Pretty heady stuff… they were telling me that I had the power and the duty to determine the Law.
[sub]Case in point[/sub]A vacationing cop passing through town, happened to notice that one particular house had a huge garden of colorful, heirloom varieties of flowers. Problem being they were a particular variety of flower that can be used to manufacture an illegal substance, namely heroin poppies.
Being the dutiful fellow that he was, and probably due to the fact that it was the mid seventies, he dropped by the local sheriff to file a complaint.
Our small town sheriff, being the reasonable man he was and having personal knowledge of old Mrs. Eshenbacher, and also knowing for a fact that she didn’t have the foggiest idea what heroin even was and also knowing that everyone loved to look at Mrs. Eshenbacher’s beautiful field of poppies, dutifully took the report and later filed it in the proper receptacle.
As luck would have it, the reporting cop passed through town a week or so later on his way home from vacation and noticed the same field of poppies proudly waving in the breeze.
All kinds of stink was raised but the end result was Mrs. Eshenbachers flower garden was pulled and taken into evidence and she was charged with growing a controlled substance.
Under the jury instructions given by the judge after all the testimony was taken, we had no way but to find Mrs. Eshenbacher guilty of growing a controlled substance. Plain and simple, she unknowingly broke a law, albeit, a really stupid law IMHO.
Fortunately, her neighbors had been handed the Fully Informed Juror pamphlet at the door of the courthouse and on that information, chose to invalidate the law in this particular case and acquit Mrs. Eshenbacher.
Despite the title of this thread, I do not advocate avoiding jury trials.

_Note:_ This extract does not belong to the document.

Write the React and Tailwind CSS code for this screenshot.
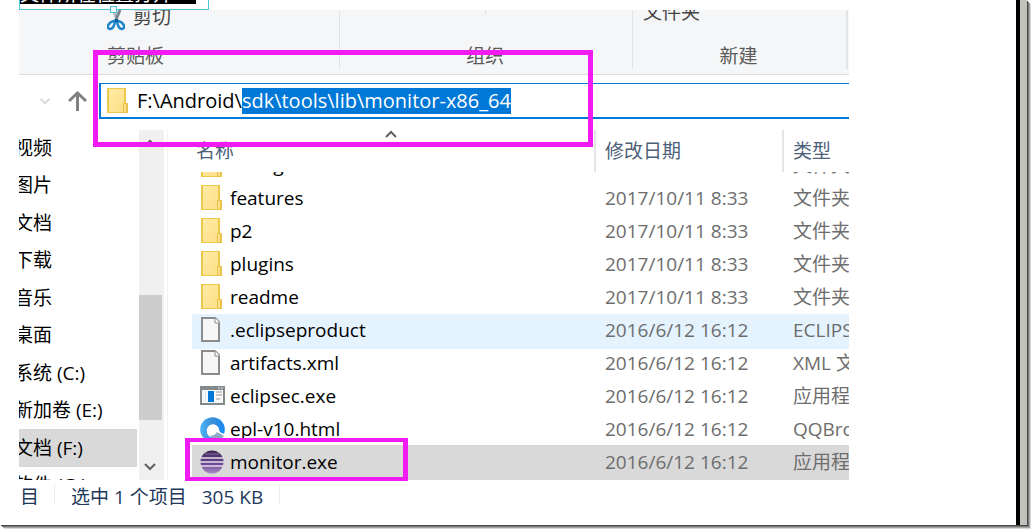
import { useEffect, useRef } from "react";

const PATH = "F:\\Android\\sdk\\tools\\lib\\monitor-x86_64";

function FolderIcon() {
  return (
    <svg width="22" height="26" viewBox="0 0 22 26" aria-hidden="true">
      <defs>
        <linearGradient id="fold" x1="0" y1="0" x2="1" y2="1">
          <stop offset="0" stopColor="#ffeaa6" />
          <stop offset="1" stopColor="#fddf86" />
        </linearGradient>
      </defs>
      <rect x="0" y="0" width="19" height="25" fill="#ecc94b" />
      <rect x="2" y="1" width="15" height="23" fill="url(#fold)" />
      <path d="M16 15h5v10h-5z" fill="#e8c24a" />
      <path d="M17 16h2v8h-2z" fill="#ffe08a" />
    </svg>
  );
}

function FileIcon() {
  return (
    <svg width="22" height="26" viewBox="0 0 22 26" aria-hidden="true">
      <path d="M1 1h13l4 4v19H1z" fill="#f7f7f7" stroke="#8c8c8c" strokeWidth="2" />
      <path d="M14 1v5h5" fill="#fff" stroke="#8c8c8c" strokeWidth="1" />
    </svg>
  );
}

function AppIcon() {
  return (
    <svg width="25" height="20" viewBox="0 0 25 20" aria-hidden="true">
      <rect width="25" height="19" fill="#84898c" />
      <rect x="2" y="4" width="21" height="13" fill="#f8f8f8" />
      <path d="M5 5h1v11H5z" fill="#dde3ea" />
      <rect x="8" y="5" width="6" height="11" fill="#0078d7" />
      <path d="M16 6h6M16 9h6M16 13h4" stroke="#9a9a9a" strokeWidth="1.2" />
      <path d="M18 2h2M21 2h2" stroke="#e5e5e5" strokeWidth="1" />
    </svg>
  );
}

function BrowserIcon() {
  return (
    <svg width="25" height="25" viewBox="0 0 25 25" aria-hidden="true">
      <defs>
        <linearGradient id="qb" x1="0" y1="0" x2="1" y2="0">
          <stop offset="0" stopColor="#4db5f5" />
          <stop offset="0.5" stopColor="#3a8fd8" />
          <stop offset="1" stopColor="#1488f5" />
        </linearGradient>
      </defs>
      <circle cx="12.5" cy="12.5" r="12.3" fill="url(#qb)" />
      <path d="M7 15a6 6 0 1 1 12-3c0 2 1 4 6 5v8H11c2-1 4-3 3-5-3 1-7-1-7-5z" fill="#fff" />
      <path d="M10 18c3 1 5 0 7-3l7 4c-2 3-7 5-11 3z" fill="#8fa9c4" />
    </svg>
  );
}

function EclipseIcon() {
  return (
    <svg width="24" height="24" viewBox="0 0 24 24" aria-hidden="true">
      <defs>
        <linearGradient id="ec" x1="0" y1="0" x2="0" y2="1">
          <stop offset="0" stopColor="#3d2650" />
          <stop offset="0.6" stopColor="#6d4a94" />
          <stop offset="1" stopColor="#a98cc8" />
        </linearGradient>
      </defs>
      <circle cx="12" cy="12" r="11.5" fill="url(#ec)" />
      <path d="M1 8h22M0 12h24M1 16h22" stroke="#e6dcf2" strokeWidth="1.5" />
      <path d="M5 4h14" stroke="#8b6aa8" strokeWidth="1" />
    </svg>
  );
}

function ScissorsIcon() {
  return (
    <svg width="18" height="24" viewBox="0 0 18 24" aria-hidden="true">
      <path d="M6 2 11 15" stroke="#b4bbc1" strokeWidth="3" />
      <path d="M13 3 8 15" stroke="#7b858e" strokeWidth="3" />
      <path d="M2 17q2-3 6-3-1 8-5 8-4-1-1-5z" fill="#f5f6f7" stroke="#1c84cc" strokeWidth="2.5" />
      <path d="M16 17q-2-3-6-3 1 8 5 8 4-1 1-5z" fill="#f5f6f7" stroke="#1c84cc" strokeWidth="2.5" />
      <rect x="8" y="12" width="3" height="3" fill="#155f96" />
    </svg>
  );
}

function Chevron({ className, up }) {
  return (
    <svg className={className} viewBox="0 0 12 8" aria-hidden="true">
      <path d={up ? "M1 7l5-5 5 5" : "M1 1l5 5 5-5"} fill="none" stroke="currentColor" strokeWidth="2" />
    </svg>
  );
}

const places = ["视频", "图片", "文档", "下载", "音乐", "桌面", "系统 (C:)", "新加卷 (E:)", "文档 (F:)", "软件 (G:)"];

const files = [
  { name: "configuration", date: "2016/6/13 16:08", type: "文件夹", Icon: FolderIcon },
  { name: "features", date: "2017/10/11 8:33", type: "文件夹", Icon: FolderIcon },
  { name: "p2", date: "2017/10/11 8:33", type: "文件夹", Icon: FolderIcon },
  { name: "plugins", date: "2017/10/11 8:33", type: "文件夹", Icon: FolderIcon },
  { name: "readme", date: "2017/10/11 8:33", type: "文件夹", Icon: FolderIcon },
  { name: ".eclipseproduct", date: "2016/6/12 16:12", type: "ECLIPSE", Icon: FileIcon, tone: "bg-[#e5f3ff] shadow-[0_2px_0_#e5f3ff]" },
  { name: "artifacts.xml", date: "2016/6/12 16:12", type: "XML 文档", Icon: FileIcon },
  { name: "eclipsec.exe", date: "2016/6/12 16:12", type: "应用程序", Icon: AppIcon },
  { name: "epl-v10.html", date: "2016/6/12 16:12", type: "QQBrowser", Icon: BrowserIcon },
  { name: "monitor.exe", date: "2016/6/12 16:12", type: "应用程序", Icon: EclipseIcon, tone: "bg-[#d9d9d9] shadow-[0_-1px_0_#d9d9d9,0_1px_0_#d9d9d9]" },
];

function Ribbon() {
  return (
    <div className="flex h-[65px] overflow-hidden border-b border-[#dadbdc] bg-[#f5f6f7] text-[#5a5a5a]">
      <section className="flex w-[320px] flex-col pl-[88px]">
        <button className="-mt-[3px] flex h-6 items-center gap-2 text-[#444]">
          <ScissorsIcon />
          <span className="-mt-1">剪切</span>
        </button>
        <h2 className="mt-3">剪贴板</h2>
      </section>
      <section className="mb-[5px] flex flex-1 flex-col items-center border-l border-[#e2e3e4] pr-[2px]">
        <span className="h-[5px] w-px bg-[#e2e3e4]" />
        <h2 className="mt-7">组织</h2>
      </section>
      <section className="mr-px mb-[5px] flex w-[216px] flex-col border-r-2 border-l border-[#e2e3e4] pr-[2px]">
        <button className="-mt-[12px] h-7 pl-[10px] text-left text-[#444]">文件夹</button>
        <h2 className="mt-[17px] text-center">新建</h2>
      </section>
    </div>
  );
}

function AddressBar() {
  const ref = useRef(null);
  useEffect(() => {
    ref.current.focus();
    ref.current.setSelectionRange(11, PATH.length);
  }, []);
  return (
    <div className="mt-2 flex h-9 items-center">
      <button aria-label="最近位置" className="ml-[20px] text-[#d4d4d4]">
        <Chevron className="h-[7px] w-[12px]" />
      </button>
      <button aria-label="上移" className="ml-[17px] text-[#808080]">
        <svg width="19" height="20" viewBox="0 0 19 20" aria-hidden="true">
          <path d="M9.5 20V2M1 10l8.500-8 8.500 8" fill="none" stroke="currentColor" strokeWidth="3" />
        </svg>
      </button>
      <label className="ml-3 flex h-9 flex-1 items-center gap-2 border-2 border-t border-r-0 border-[#0078d7] pl-[6px]">
        <FolderIcon />
        <input
          ref={ref}
          aria-label="地址"
          defaultValue={PATH}
          className="h-[26px] min-w-0 flex-1 bg-transparent text-[20px] leading-[26px] text-black caret-transparent outline-none selection:bg-[#0078d7] selection:text-white"
        />
      </label>
    </div>
  );
}

function Sidebar() {
  return (
    <div className="flex w-[149px] shrink-0 border-r border-[#f2f2f2] text-black">
      <nav className="w-[118px] overflow-hidden">
        <ul className="-mt-px flex h-[375px] flex-col">
          {places.map((p) => (
            <li key={p} className={p === "文档 (F:)" ? "flex flex-1 items-center bg-[#d9d9d9]" : "flex flex-1 items-center"}>
              <a href="#place" className="-ml-[5px] whitespace-nowrap">{p}</a>
            </li>
          ))}
        </ul>
      </nav>
      <div className="ml-[2px] flex w-[25px] flex-col items-center bg-[#f0f0f0] py-[9px] pr-[3px] text-[#606060]">
        <Chevron up className="h-[8px] w-[12px]" />
        <div className="mt-auto mb-[43px] h-[125px] w-[23px] self-start bg-[#cdcdcd]" />
        <Chevron className="h-[8px] w-[12px]" />
      </div>
    </div>
  );
}

function FileList() {
  return (
    <table className="ml-[24px] flex h-[350px] min-w-0 flex-1 flex-col text-left">
      <thead className="block text-[#4c607a]">
        <tr className="flex h-[42px] items-center">
          <th className="min-w-0 flex-1 pl-[4px] font-normal">名称</th>
          <th className="flex h-full w-[188px] items-center border-l-2 border-[#e5e5e5] pl-[9px] font-normal">修改日期</th>
          <th className="flex h-full w-[67px] items-center border-l-2 border-[#e5e5e5] pl-[9px] font-normal">类型</th>
        </tr>
      </thead>
      <tbody className="flex min-h-0 flex-1 flex-col justify-end overflow-hidden pb-px text-[#6d6d6d]">
        {files.map(({ name, date, type, Icon, tone }) => (
          <tr key={name} className={tone ? `flex h-[33px] shrink-0 items-center ${tone}` : "flex h-[33px] shrink-0 items-center"}>
            <td className="flex min-w-0 flex-1 items-center gap-[5px] pb-px pl-[7px] text-black">
              <span className="flex w-[26px] justify-center">
                <Icon />
              </span>
              {name}
            </td>
            <td className="w-[188px] pb-px pl-[11px] whitespace-nowrap">{date}</td>
            <td className="w-[67px] overflow-hidden pb-px pl-[11px] whitespace-nowrap">{type}</td>
          </tr>
        ))}
      </tbody>
    </table>
  );
}

export default function App() {
  return (
    <div className="overflow-hidden bg-white pr-1 pb-1 font-['Open_Sans','Noto_Sans_CJK_SC',sans-serif] text-[19px] leading-[26px]">
      <div className="relative flex h-[525px] bg-white shadow-[1px_1px_0_#484848,2px_2px_0_#777,3px_3px_0_#a5a5a5,4px_4px_0_#d8d8d8]">
        <main className="min-w-0 flex-1 pr-[167px] pl-[19px]">
          <div className="relative h-[10px]">
            <div className="h-[10px] w-[190px] border border-t-0 border-[#4bc5d5]">
              <div className="flex h-[4px] w-[176px] items-start overflow-hidden bg-black text-white">
                <span className="-mt-[19px] whitespace-nowrap">文件所在位置打开</span>
              </div>
            </div>
            <span className="absolute top-[6px] left-[91px] z-10 h-[7px] w-[7px] border border-[#4bc5d5] bg-[#f5f6f7]" />
          </div>
          <Ribbon />
          <AddressBar />
          <div className="mt-[11px] flex h-[350px] overflow-hidden">
            <Sidebar />
            <FileList />
          </div>
          <footer className="flex h-[25px] items-start overflow-hidden pt-1 text-[#1e395b]">
            <span className="w-[36px] border-r border-[#eee] pl-px">目</span>
            <span className="pl-4">选中 1 个项目</span>
            <span className="border-r border-[#eee] pr-4 pl-[15px]">305 KB</span>
          </footer>
          <div className="pointer-events-none absolute top-[50px] left-[93px] h-[97px] w-[500px] border-[5px] border-[#f21bf2]" />
          <div className="pointer-events-none absolute top-[438px] left-[185px] h-[43px] w-[223px] border-x-[5px] border-y-4 border-[#f21bf2]" />
          <span className="pointer-events-none absolute top-[130px] left-[385px] text-[#606060]">
            <Chevron up className="block h-[8px] w-[12px]" />
          </span>
        </main>
        <div className="w-[11px] border-l-4 border-black bg-[#c3c1bc]" />
      </div>
    </div>
  );
}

As a fully informed juror, I feel more than ever that this is an important task that we should feel honored and privileged to perform.
The problem here is that we serve a three-month juror term here as often as every two years. I always take along my tattered Fully Informed Juror pamphlet to share with others. Ever since that trial, any one who indicates that they are a fully informed juror, never gets chosen to actually sit on a jury, all are removed in the Voir Dire process.
So…what do you all think, why do lawyers and judges not want to impanel a fully informed juror and more importantly, why are we not told of our rights and obligations to judge the law as well as the circumstances of the case in question during our jury instructions?